Heh. STRESS. There are a lot of dynamic changes happening this week. My crunch week at work just ended, right in time as a matter of fact, because I’m moving out of state by the end of the month. Well…not my homestate but the state I now live in to another state.
I’ve been purging my belongings and I find myself in a constant state of detachment. Decisions have been, and are still, quick. Keep this, toss that, donate this. If I hesitate for a second on whether to keep it…into the toss/donate piles it goes. I only have a few days left before the moving truck gets packed and I get kicked out of the house.
According to some, I’ve destroyed lives by some of the decisions I recently made. I turned the world upside down…to others I turned my world right-side up. Perhaps that remains to be seen.

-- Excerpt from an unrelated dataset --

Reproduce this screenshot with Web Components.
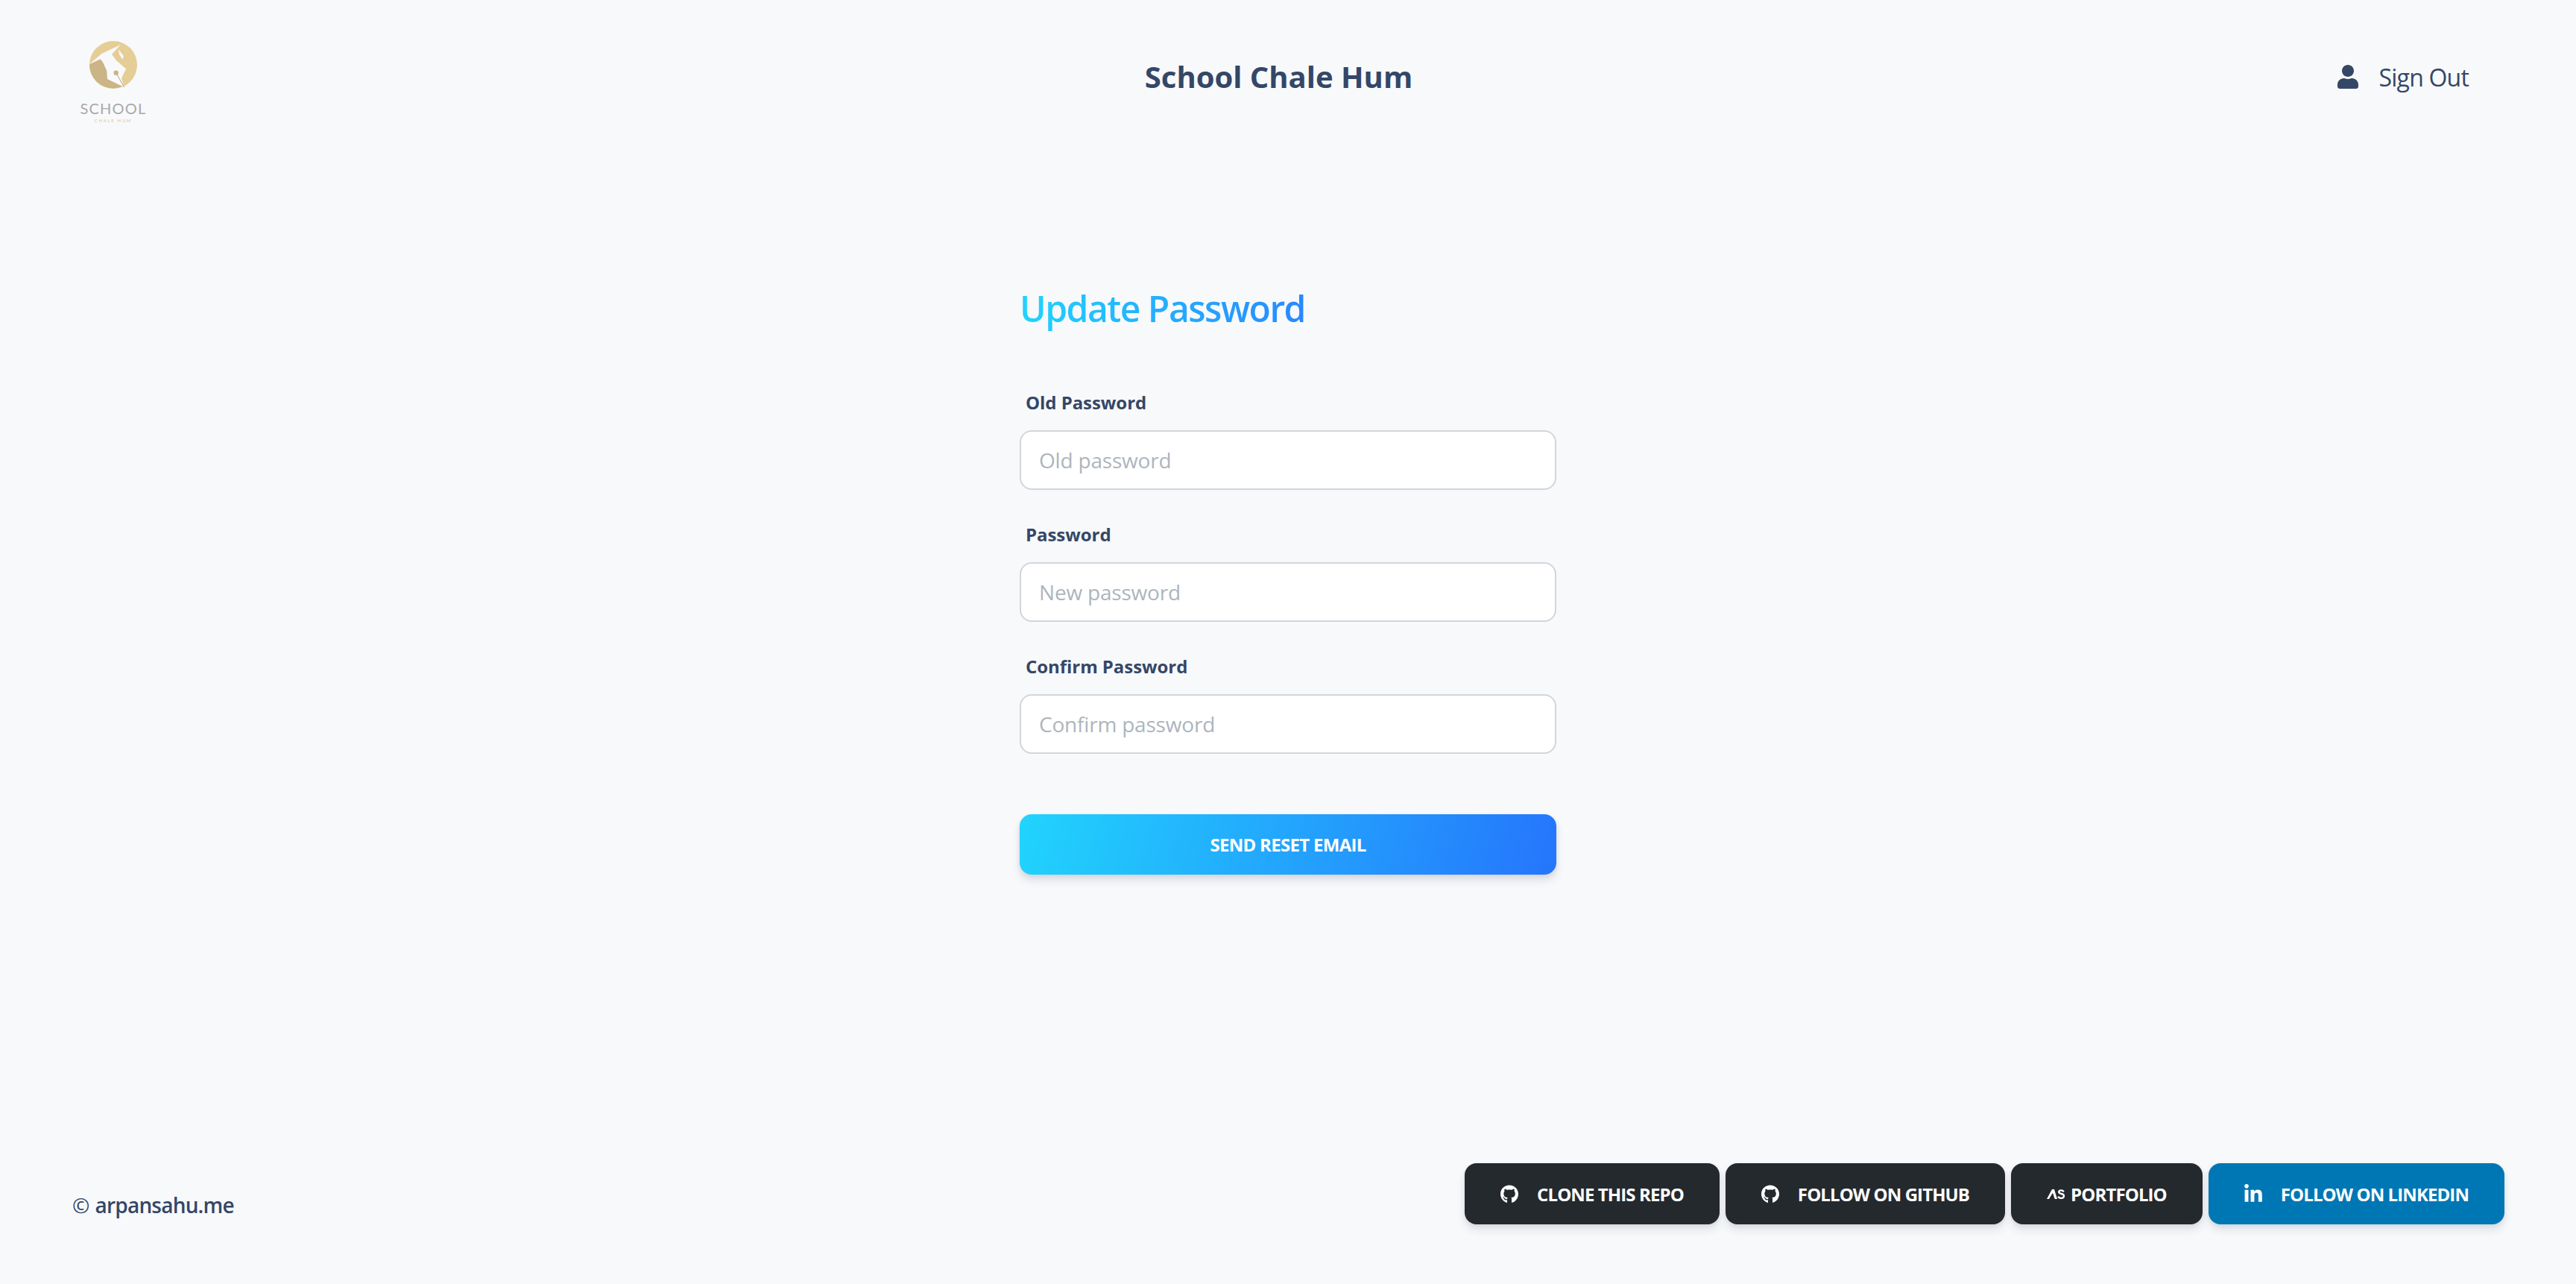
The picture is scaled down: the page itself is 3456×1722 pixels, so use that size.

Last night, I came across one of my favorite sweaters. Let me just tell you…I am a sweater QUEEN. I pulled them all out, laid them on my bed and one by one, into the donate pile they went. Yes…I’m going to need a sweater or two. But these sweaters are ultra-heavy, get snowed in for weeks, you will always be warm no matter how cold it gets, sweaters. I have purged 75% of my closet with no qualms whatsoever. I have virtually NO work clothes as I will be working from home. This damn sweater…holy shit; I can walk away from everything…
I just cannot get rid of this sweater. I’m looking at it right now, draped across the top of one of my clothing bins. Maybe part of it is the fact that I got such a good deal on it. Penney’s was having one of their clearance sales and it went from $125.00 to $.78. Yes, you read that right…SEVENTY-EIGHT MUTHA-FUDGING CENTS. It’s light brown, soft, warm, comfy, it’s got pockets, goes down past my knees…let’s face it…it’s a total grandma sweater – except no grandma smell. I’ve wrapped myself in this sweater night after night, taking comfort in the percieved secure feeling it invokes while I read a book and sip a cuppa tea. Maybe when I get to where I am going I will no longer need it.
Which brings me back to my horoscope this morning and dynamic changes. My company approved my move and I will be working remotely. My house sold in record time. Everything I have done was pushing limits. I pushed MY limits which is how I wound up making the aforementioned decisions. I took risks by selling my house in the dead of winter. Opportunity has been knocking and I’ve been ripping down the door frames.
All these positive things are happening and I have never been so scared in my life. I have never been so happy, so terrified, so excited…ever. I can’t even compare what I am feeling because I have nothing to compare it to. How eff’d up is that?
I take comfort in knowing I’m not alone. I have my sweater.